The Racism Beat,” By Cord Jefferson. Medium, June 9, 2014.

For the last couple of years, I've pretty much dedicated my young career in journalism to writing about the stories, struggles and politics of Latin@s in the United States. Cord Jefferson, the author of this blog post and former editor at Gawker, has pretty much done the same thing, except geared toward African-Americans. The difficult thing about this sort of "beat" writing, as Jefferson points out, is that it's both important and uncommon work, but that it's also personal. And when something like the prevalent occurrence of racism in American society is not only part of your job, but also part of your life, this can be exhausting work.

—Crystal Kayiza focuses on the African diaspora,immigration, Black Feminist thought, and police brutality.

Why do African teams under-perform at the World Cup?” by Antoinette Muller. The Guardian, June 11, 2014.

The 2014 World Cup in Brazil has elicited immense controversy. From the marginalization of low-income communities to the monumental expenditures on infrastructure across the region, rage towards FIFA has finally matched the intense excitement for the games. But the lack of representation of the African continent within the immaculate FIFA event has gone largely unnoticed. Similar to political and economic representation on the world stage, in her article, Antoinette Muller points out that African nations are oftentimes unequal participants in the World Cup. "As a continent, Africa has 48 countries competing to get to the finals but only five places available. Europe gets 13 places. It used to be even worse, with Africa only allocated two places," writes Muller. She details many reasons for the underperformance of African nations in the World Cup, ranging from institutional corruption to bad sportsmanship. This year more than ever, the winners and losers of the games will speak volumes on the political stage. And hopefully, this time will in fact be for Africa.

—Agnes Radomski focuses on labor, mass incarceration, the war on drugs and the military industrial complex.

Ten Years a Temp: California Food Giant Highlights National Rise in Exploited Labor,” by Bill Raden and Gary Cohn. Capital & Main, May 27, 2014.
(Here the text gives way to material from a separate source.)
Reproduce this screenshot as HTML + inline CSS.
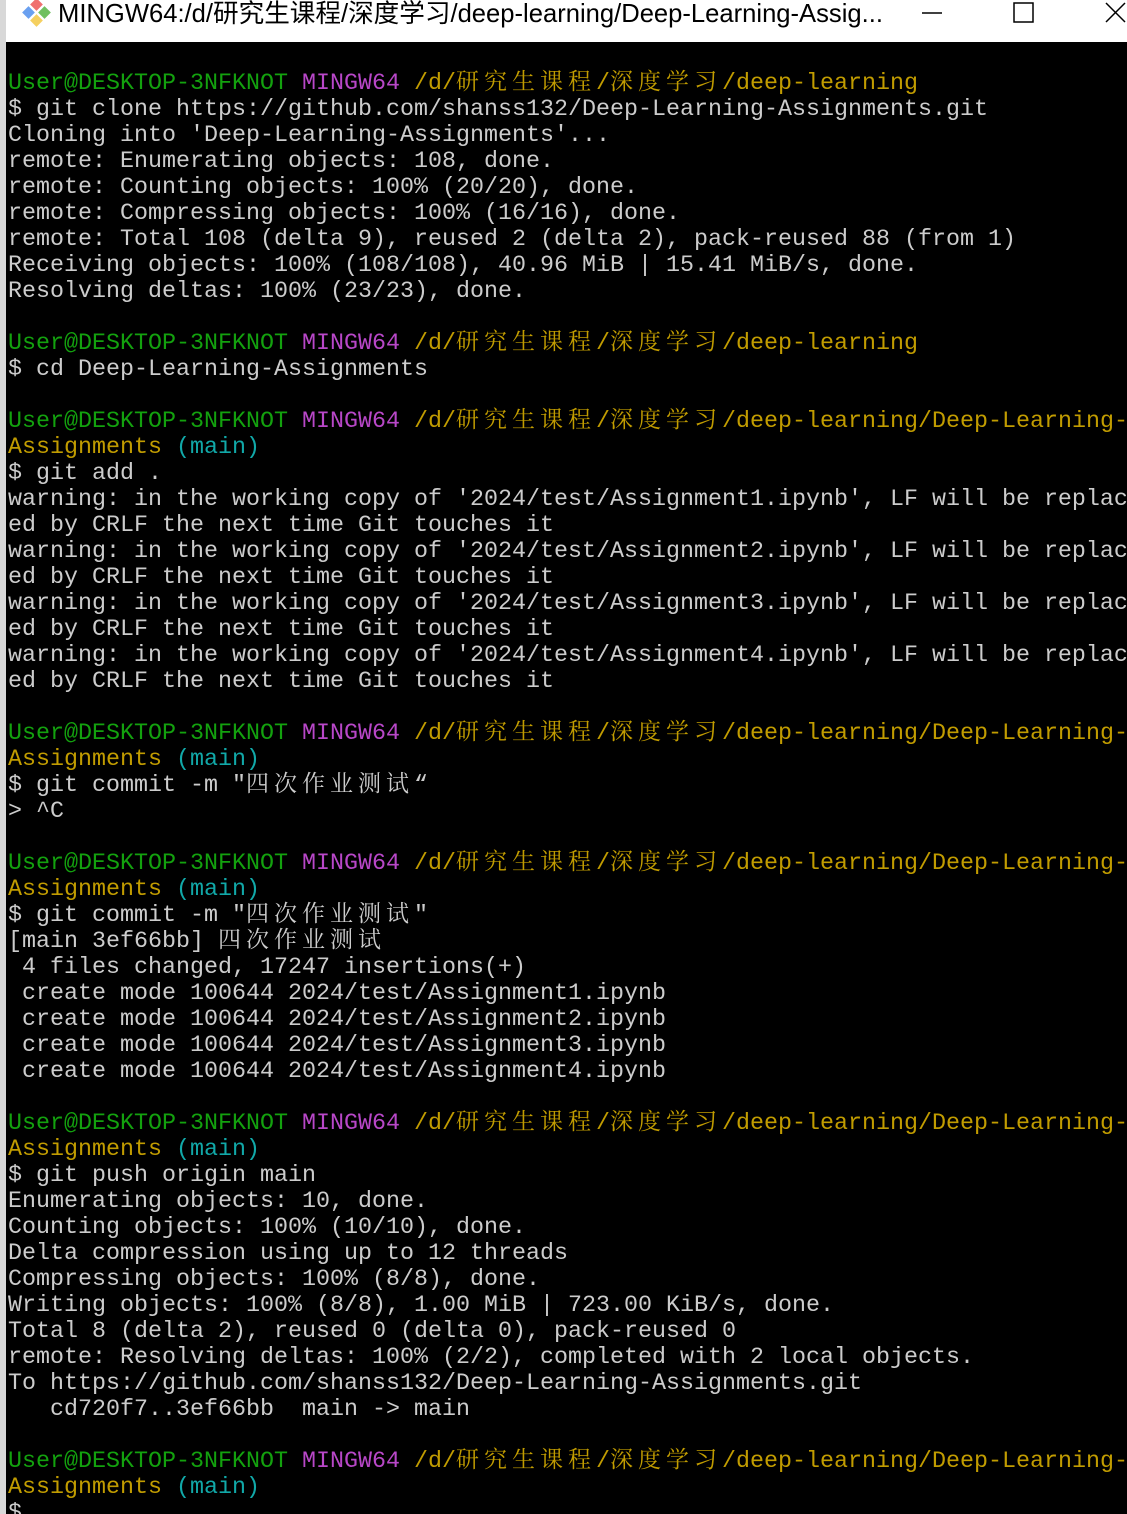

From big-box superstores like Wal-Mart to fast-food chains like Burger King and McDonalds, cases of exploitation among American workers continue to proliferate. Now temporary or "contingent" workers at California's Taylor Farms, one of the country's major salad producers, adds to this daunting trend. Two-thirds of Taylor Farm's 900 workers in the Central Valley town of Tracy work for subcontractors or are considered temporary employees. What does this mean? Low wages (employees start at the state minimum of $8 an hour), little to no job security and limited protection for worker's under labor laws. The authors exposed yet another player contributing to the American workforce's race to the bottom. As they so bluntly put it, their investigation "reveals a business model in which Taylor Farms' Spinach is treated with more respect than their workers."